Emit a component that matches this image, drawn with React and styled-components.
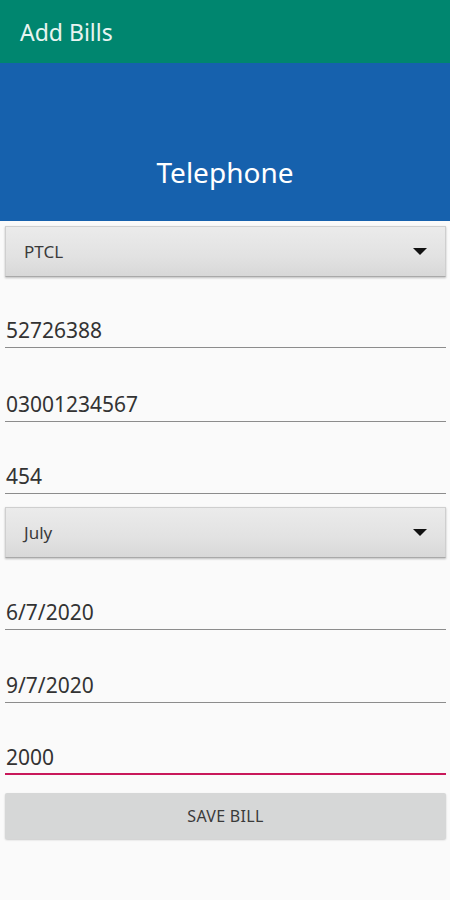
import React from 'react'
import styled, { createGlobalStyle } from 'styled-components'

const GlobalStyle = createGlobalStyle`
  body {
    margin: 0;
    background: #fafafa;
    font-family: 'Noto Sans', 'Open Sans', sans-serif;
  }
`

const Screen = styled.div`
  width: 450px;
  min-height: 900px;
  background: #fafafa;
  display: flex;
  flex-direction: column;
`

const AppBar = styled.div`
  height: 63px;
  background: #00866f;
  color: #e8f4f1;
  display: flex;
  align-items: center;
  padding: 0 20px;
  font-size: 23px;
  box-sizing: border-box;
`

const Banner = styled.div`
  height: 158px;
  background: #1661ad;
  color: #ffffff;
  display: flex;
  align-items: flex-end;
  justify-content: center;
  padding-bottom: 30px;
  box-sizing: border-box;
  font-size: 28px;
`

const Form = styled.div`
  display: flex;
  flex-direction: column;
  padding: 0 4px 0 5px;
`

const Spinner = styled.div`
  margin-top: ${props => props.gap || '5px'};
  height: 51px;
  box-sizing: border-box;
  border: 1px solid #cfcfcf;
  border-bottom-color: #a9a9a9;
  background: linear-gradient(180deg, #ebebeb 0%, #e2e2e2 60%, #d8d8d8 100%);
  box-shadow: 0 1px 2px rgba(0, 0, 0, 0.25);
  display: flex;
  align-items: center;
  justify-content: space-between;
  padding: 0 18px 0 18px;
  font-size: 17px;
  color: #3a3a3a;
`

const Caret = styled.span`
  width: 0;
  height: 0;
  border-left: 7px solid transparent;
  border-right: 7px solid transparent;
  border-top: 7px solid #111;
`

const Field = styled.div`
  margin-top: ${props => props.gap || '23px'};
  height: 50px;
  box-sizing: content-box;
  border-bottom: ${props => (props.focused ? '2px solid #c8185a' : '1.5px solid #8c8c8c')};
  display: flex;
  align-items: flex-end;
`

const FieldText = styled.span`
  font-size: 21px;
  line-height: 26px;
  padding: 0 0 ${props => (props.focused ? '3px' : '4px')} 1px;
  color: #333;
`

const SaveButton = styled.div`
  margin-top: 18px;
  height: 46px;
  background: #d6d7d7;
  border-radius: 2px;
  box-shadow: 0 1px 2px rgba(0, 0, 0, 0.2);
  display: flex;
  align-items: center;
  justify-content: center;
  font-size: 16px;
  letter-spacing: 0.3px;
  color: #3a3a3a;
`

const fieldsA = ['52726388', '03001234567', '454']
const gapsA = ['20px', '23px', '21px']
const fieldsB = ['6/7/2020', '9/7/2020']
const gapsB = ['21px', '22px']

export default function App () {
  return (
    <Screen>
      <GlobalStyle />
      <AppBar>Add Bills</AppBar>
      <Banner>Telephone</Banner>
      <Form>
        <Spinner>
          PTCL
          <Caret />
        </Spinner>
        {fieldsA.map((v, i) => (
          <Field key={v} gap={gapsA[i]}>
            <FieldText>{v}</FieldText>
          </Field>
        ))}
        <Spinner gap="13px">
          July
          <Caret />
        </Spinner>
        {fieldsB.map((v, i) => (
          <Field key={v} gap={gapsB[i]}>
            <FieldText>{v}</FieldText>
          </Field>
        ))}
        <Field focused gap="20px">
          <FieldText focused>2000</FieldText>
        </Field>
        <SaveButton>SAVE BILL</SaveButton>
      </Form>
    </Screen>
  )
}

▶ [STATED PROBLEM]: From the material above, reproduce everything verbatim except the pictures.

▶ [SOLUTION BELOW]:
Emit a component that matches this image, drawn with React and styled-components.
import React from 'react'
import styled, { createGlobalStyle } from 'styled-components'

const GlobalStyle = createGlobalStyle`
  body {
    margin: 0;
    background: #fafafa;
    font-family: 'Noto Sans', 'Open Sans', sans-serif;
  }
`

const Screen = styled.div`
  width: 450px;
  min-height: 900px;
  background: #fafafa;
  display: flex;
  flex-direction: column;
`

const AppBar = styled.div`
  height: 63px;
  background: #00866f;
  color: #e8f4f1;
  display: flex;
  align-items: center;
  padding: 0 20px;
  font-size: 23px;
  box-sizing: border-box;
`

const Banner = styled.div`
  height: 158px;
  background: #1661ad;
  color: #ffffff;
  display: flex;
  align-items: flex-end;
  justify-content: center;
  padding-bottom: 30px;
  box-sizing: border-box;
  font-size: 28px;
`

const Form = styled.div`
  display: flex;
  flex-direction: column;
  padding: 0 4px 0 5px;
`

const Spinner = styled.div`
  margin-top: ${props => props.gap || '5px'};
  height: 51px;
  box-sizing: border-box;
  border: 1px solid #cfcfcf;
  border-bottom-color: #a9a9a9;
  background: linear-gradient(180deg, #ebebeb 0%, #e2e2e2 60%, #d8d8d8 100%);
  box-shadow: 0 1px 2px rgba(0, 0, 0, 0.25);
  display: flex;
  align-items: center;
  justify-content: space-between;
  padding: 0 18px 0 18px;
  font-size: 17px;
  color: #3a3a3a;
`

const Caret = styled.span`
  width: 0;
  height: 0;
  border-left: 7px solid transparent;
  border-right: 7px solid transparent;
  border-top: 7px solid #111;
`

const Field = styled.div`
  margin-top: ${props => props.gap || '23px'};
  height: 50px;
  box-sizing: content-box;
  border-bottom: ${props => (props.focused ? '2px solid #c8185a' : '1.5px solid #8c8c8c')};
  display: flex;
  align-items: flex-end;
`

const FieldText = styled.span`
  font-size: 21px;
  line-height: 26px;
  padding: 0 0 ${props => (props.focused ? '3px' : '4px')} 1px;
  color: #333;
`

const SaveButton = styled.div`
  margin-top: 18px;
  height: 46px;
  background: #d6d7d7;
  border-radius: 2px;
  box-shadow: 0 1px 2px rgba(0, 0, 0, 0.2);
  display: flex;
  align-items: center;
  justify-content: center;
  font-size: 16px;
  letter-spacing: 0.3px;
  color: #3a3a3a;
`

const fieldsA = ['52726388', '03001234567', '454']
const gapsA = ['20px', '23px', '21px']
const fieldsB = ['6/7/2020', '9/7/2020']
const gapsB = ['21px', '22px']

export default function App () {
  return (
    <Screen>
      <GlobalStyle />
      <AppBar>Add Bills</AppBar>
      <Banner>Telephone</Banner>
      <Form>
        <Spinner>
          PTCL
          <Caret />
        </Spinner>
        {fieldsA.map((v, i) => (
          <Field key={v} gap={gapsA[i]}>
            <FieldText>{v}</FieldText>
          </Field>
        ))}
        <Spinner gap="13px">
          July
          <Caret />
        </Spinner>
        {fieldsB.map((v, i) => (
          <Field key={v} gap={gapsB[i]}>
            <FieldText>{v}</FieldText>
          </Field>
        ))}
        <Field focused gap="20px">
          <FieldText focused>2000</FieldText>
        </Field>
        <SaveButton>SAVE BILL</SaveButton>
      </Form>
    </Screen>
  )
}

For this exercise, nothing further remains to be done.